It's painfully true that our freedoms have been eroded faster than ever over the past 12 years, but the Conservatives are just as culpable having been a subservient opposition that has failed on a number of occasions to stand up for liberty. When they form the next government (which they seem certain to do) they will have little room for manoeuvre. It will have to be spending cuts and/or higher taxes (obviously higher taxes would only be to service debt rather than expand government further, but you can't trust politicians). What they will need to do is explain why abolishing large swathes of government is the right course, and why society will be vastly improved without them.

Shining a light on public expenditure is not reining in the state. We will no doubt see the black pen of government used again. If the Conservatives really want to rein in the state then they will need to cut spending and cut taxes. They could then re-energize the UK economy and improve government revenues through expansive growth to pay off the accrued debt of Labour's creation. The beast must be starved to set us free, and allow us to never again be the playthings of authoritarian politicians.

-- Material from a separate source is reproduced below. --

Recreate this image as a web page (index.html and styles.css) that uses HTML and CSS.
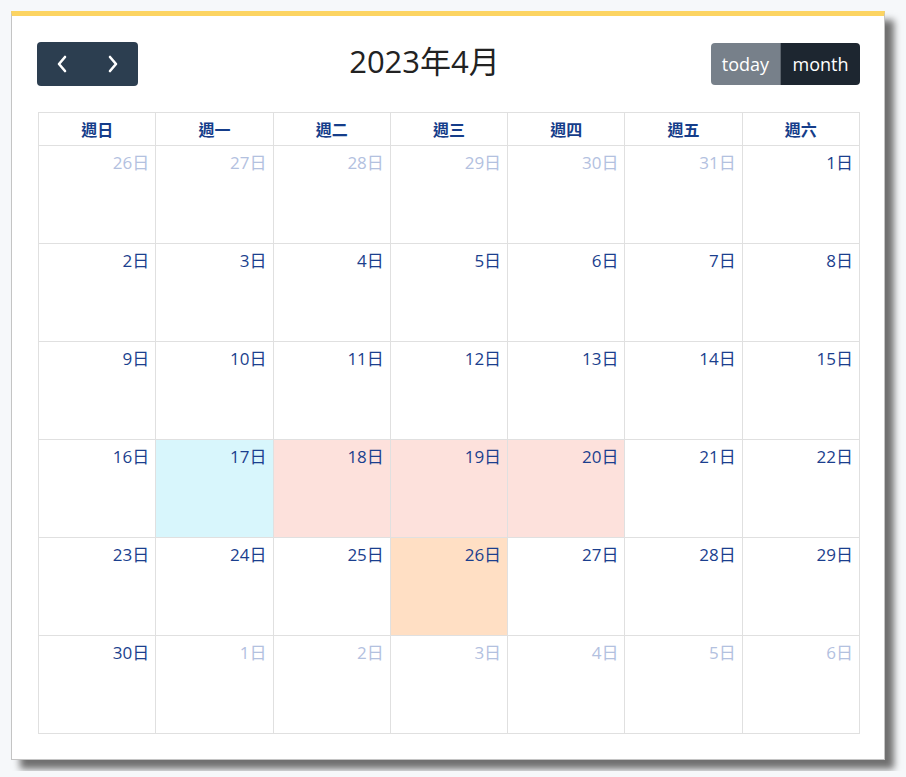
FILE: index.html
```html
<!DOCTYPE html>
<html lang="zh-Hant">
<head>
<meta charset="utf-8">
<title>Calendar</title>
<link rel="stylesheet" href="styles.css">
</head>
<body>
<div class="card">
  <div class="toolbar">
    <div class="btn-group nav">
      <button class="btn btn-nav" aria-label="prev"><svg width="12" height="18" viewBox="0 0 12 18"><path d="M9 2 L3 9 L9 16" fill="none" stroke="#fff" stroke-width="2.6" stroke-linecap="round" stroke-linejoin="round"/></svg></button>
      <button class="btn btn-nav" aria-label="next"><svg width="12" height="18" viewBox="0 0 12 18"><path d="M3 2 L9 9 L3 16" fill="none" stroke="#fff" stroke-width="2.6" stroke-linecap="round" stroke-linejoin="round"/></svg></button>
    </div>
    <h2 class="title">2023年4月</h2>
    <div class="btn-group views">
      <button class="btn btn-today">today</button>
      <button class="btn btn-month">month</button>
    </div>
  </div>
  <table class="cal">
    <thead>
      <tr><th>週日</th><th>週一</th><th>週二</th><th>週三</th><th>週四</th><th>週五</th><th>週六</th></tr>
    </thead>
    <tbody>
      <tr>
        <td class="other">26日</td><td class="other">27日</td><td class="other">28日</td><td class="other">29日</td><td class="other">30日</td><td class="other">31日</td><td>1日</td>
      </tr>
      <tr>
        <td>2日</td><td>3日</td><td>4日</td><td>5日</td><td>6日</td><td>7日</td><td>8日</td>
      </tr>
      <tr>
        <td>9日</td><td>10日</td><td>11日</td><td>12日</td><td>13日</td><td>14日</td><td>15日</td>
      </tr>
      <tr>
        <td>16日</td><td class="today">17日</td><td class="pink">18日</td><td class="pink">19日</td><td class="pink">20日</td><td>21日</td><td>22日</td>
      </tr>
      <tr>
        <td>23日</td><td>24日</td><td>25日</td><td class="peach">26日</td><td>27日</td><td>28日</td><td>29日</td>
      </tr>
      <tr>
        <td>30日</td><td class="other">1日</td><td class="other">2日</td><td class="other">3日</td><td class="other">4日</td><td class="other">5日</td><td class="other">6日</td>
      </tr>
    </tbody>
  </table>
</div>
</body>
</html>
```

FILE: styles.css
```css
html, body {
  margin: 0;
  padding: 0;
  background: #f6f8fa;
}
body {
  padding: 11px;
  font-family: "Open Sans", "Noto Sans CJK TC", sans-serif;
}
.card {
  width: 874px;
  box-sizing: border-box;
  background: #fff;
  border: 1px solid #c4c4c4;
  border-top: 5px solid #fcd462;
  padding: 26px 24px 25px 26px;
  box-shadow: 9px 9px 7px #707070;
}
.toolbar {
  display: flex;
  justify-content: space-between;
  align-items: center;
  height: 44px;
  margin-bottom: 26px;
}
.btn-group {
  display: flex;
  border-radius: 4px;
  overflow: hidden;
}
.btn {
  border: 0;
  margin: 0;
  color: #fff;
  font-family: "Open Sans", sans-serif;
  font-size: 18px;
  cursor: pointer;
}
.nav {
  height: 44px;
  margin-left: -1px;
}
.btn-nav {
  width: 50.5px;
  background: #2c3e50;
  display: flex;
  align-items: center;
  justify-content: center;
  padding: 0;
}
.views {
  height: 42px;
}
.btn-today {
  width: 70px;
  background: #77808a;
  padding: 0;
  border-right: 1px solid #5c646d;
}
.btn-month {
  width: 79px;
  background: #1d2630;
  padding: 0;
}
.title {
  margin: 0 0 6px 0;
  font-weight: 400;
  font-size: 31px;
  line-height: 40px;
  color: #222;
}
.cal {
  width: 822px;
  border-collapse: collapse;
  table-layout: fixed;
}
.cal th, .cal td {
  border: 1px solid #e0e0e0;
}
.cal th {
  height: 32px;
  padding: 0;
  font-size: 16px;
  font-weight: 700;
  color: #153d8a;
  font-family: "Noto Sans CJK TC", sans-serif;
}
.cal td {
  height: 92px;
  padding: 5px 6px 0 0;
  vertical-align: top;
  text-align: right;
  font-size: 17px;
  line-height: 24px;
  color: #1b3f8e;
}
.cal td.other {
  color: #b3c1df;
}
.cal td.today {
  background: #d8f6fc;
}
.cal td.pink {
  background: #fde1dc;
}
.cal td.peach {
  background: #ffdfc4;
}
```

But politicians are a breed that have evolved into beings that can't say no, and seek to interfere in all business. They aim to micromanage all, or they fear that they will be accused of being uncaring and out-of-touch. The blame for this though covers us all: the politicians are mostly at fault for neutering us via centralization and we for our blind apathetic allowance for it to occur. Is it a surprise that scepticism arises when a politician says he will roll back the state.